Media and Political Culture in the Eighteenth Century
The eighteenth century, in which the Royal Academy of Letters was created in Stockholm, was a time of intense political discussion. Concepts such as human rights and social equality were beginning to take shape in Europe and North America. Critical views spread through a variety of media which undermined the power structures of the Old Regime, gossip, newspapers, libels, memoirs, chroniques scandaleuses, engravings, etc.
When the Royal Academy of Letters celebrated its 250th anniversary in 2003, one of the events was a symposium in Stockholm entitled ‘Media and Political Culture in the Eighteenth Century’. The present volume includes the contributions of the four keynote lecturers, John Brewer, Robert Darnton, Carla Hesse and Jean Sgard.
The British historian JOHN BREWER is currently Professor of Humanities and Social Sciences at California Institute of Technology.

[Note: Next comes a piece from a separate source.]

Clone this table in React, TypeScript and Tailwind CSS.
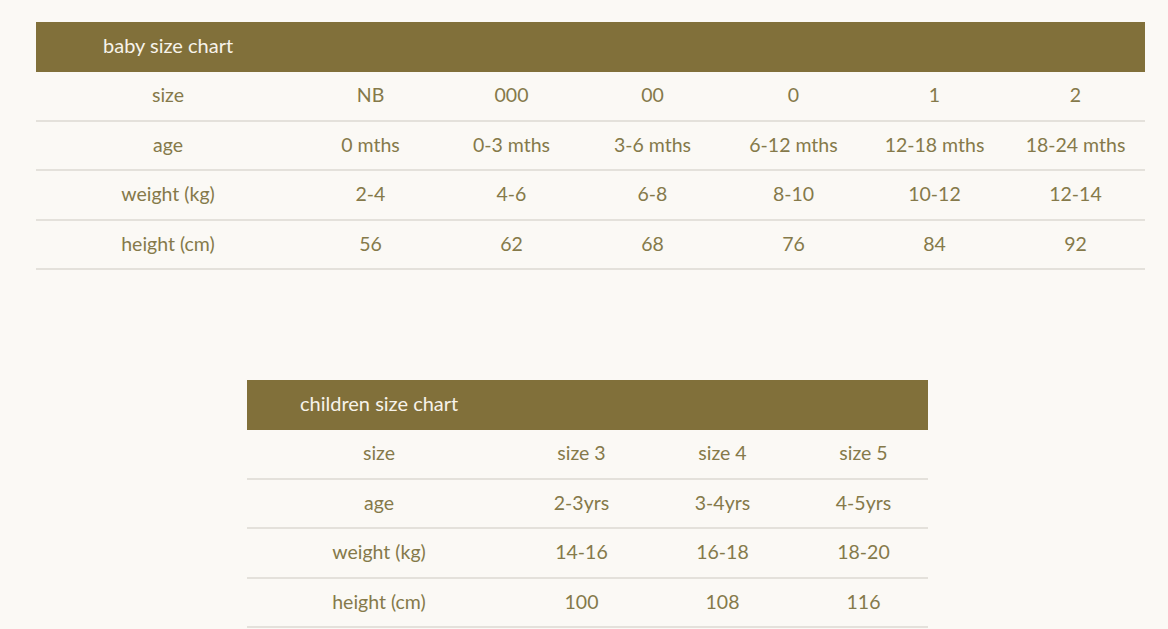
import React from 'react';

type Chart = {
    title: string
    rows: string[][]
}

const baby: Chart = {
    title: "baby size chart",
    rows: [
        ["size", "NB", "000", "00", "0", "1", "2"],
        ["age", "0 mths", "0-3 mths", "3-6 mths", "6-12 mths", "12-18 mths", "18-24 mths"],
        ["weight (kg)", "2-4", "4-6", "6-8", "8-10", "10-12", "12-14"],
        ["height (cm)", "56", "62", "68", "76", "84", "92"],
    ],
}

const children: Chart = {
    title: "children size chart",
    rows: [
        ["size", "size 3", "size 4", "size 5"],
        ["age", "2-3yrs", "3-4yrs", "4-5yrs"],
        ["weight (kg)", "14-16", "16-18", "18-20"],
        ["height (cm)", "100", "108", "116"],
    ],
}

function SizeTable({chart, titlePad}: { chart: Chart, titlePad: string }) {
    return (
        <div className="w-full">
            <div className={`h-[50px] pb-[5px] bg-[#81703a] text-[#f7f3ea] text-[20px] flex items-center ${titlePad}`}>
                {chart.title}
            </div>
            {chart.rows.map((row, i) => (
                <div key={i} className="flex h-[49.5px] pb-[2px] items-center border-b-2 border-[#e4e1db] text-[19.5px] text-[#85794a]">
                    {row.map((cell, j) => (
                        <div key={j} className={`text-center shrink-0 ${j == 0 ? "w-[264px]" : "w-[141px]"}`}>{cell}</div>
                    ))}
                </div>
            ))}
        </div>
    )
}

export default function App() {
    return (
        <div className="min-h-[629px] bg-[#fbf9f5] pt-[22px] font-['Lato','Open_Sans',sans-serif]">
            <div className="ml-[36px] w-[1109px] overflow-hidden">
                <SizeTable chart={baby} titlePad="pl-[67px]"/>
            </div>
            <div className="ml-[247px] w-[681px] mt-[110px] overflow-hidden">
                <SizeTable chart={children} titlePad="pl-[53px]"/>
            </div>
        </div>
    );
}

The American scholar ROBERT DARNTON is Professor of European History at Princeton University.
The American scholar CARLA HESSE is Professor of History at the University of California, Berkeley.
The French press historian JEAN SGARD has been Professor of French Literature at the Université Stendhal in Grenoble 1969-1994.
The editor, MARIE-CHRISTINE SKUNCKE, is Professor of Comparative Literature at Uppsala University.